Mit dem "Inflation Reduction Act" würden die USA unterstreichen, dass Wirtschaft und Klimaschutz "zwei Seiten derselben Medaille" seien, sagt die Parlamentarische Staatssekretärin im Bundeswirtschaftsministerium, Franziska Brantner, dem ARD-Hauptstadtstudio: "Das ist gut, aber wir sollten dabei gemeinsam grüne und resiliente Wertschöpfungsketten aufbauen und nicht gegeneinander". Das kann man als Botschaft an beide Seiten des Atlantiks verstehen - einerseits an die USA, von Alleingängen abzusehen, andererseits an die EU, selbst aktiv zu werden.

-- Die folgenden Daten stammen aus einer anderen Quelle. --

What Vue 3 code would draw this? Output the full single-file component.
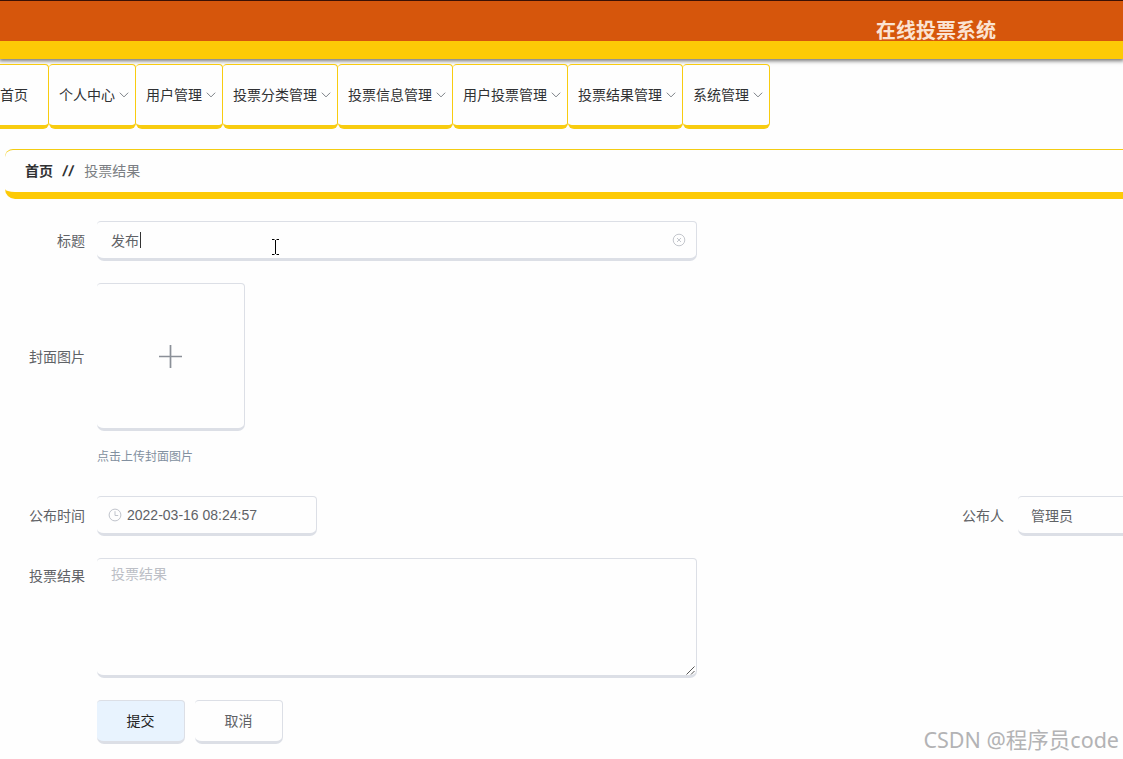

An Gesprächsstoff dürfte es in Washington also nicht mangeln. Selbstverständlich hätte der Bundeskanzler auch zum Hörer statt zum Regierungsflieger greifen können. Welche Entscheidungen so wichtig seien, dass es ein Gespräch unter vier Augen sein müsse, wird Scholz am Donnerstag in Berlin gefragt. Es gebe intensiven und regelmäßigen Austausch, antwortet der Bundeskanzler. Aber: "Wir wollen ab und zu auch mal - wie sich das gehört in einem guten Leben - direkt miteinander sprechen."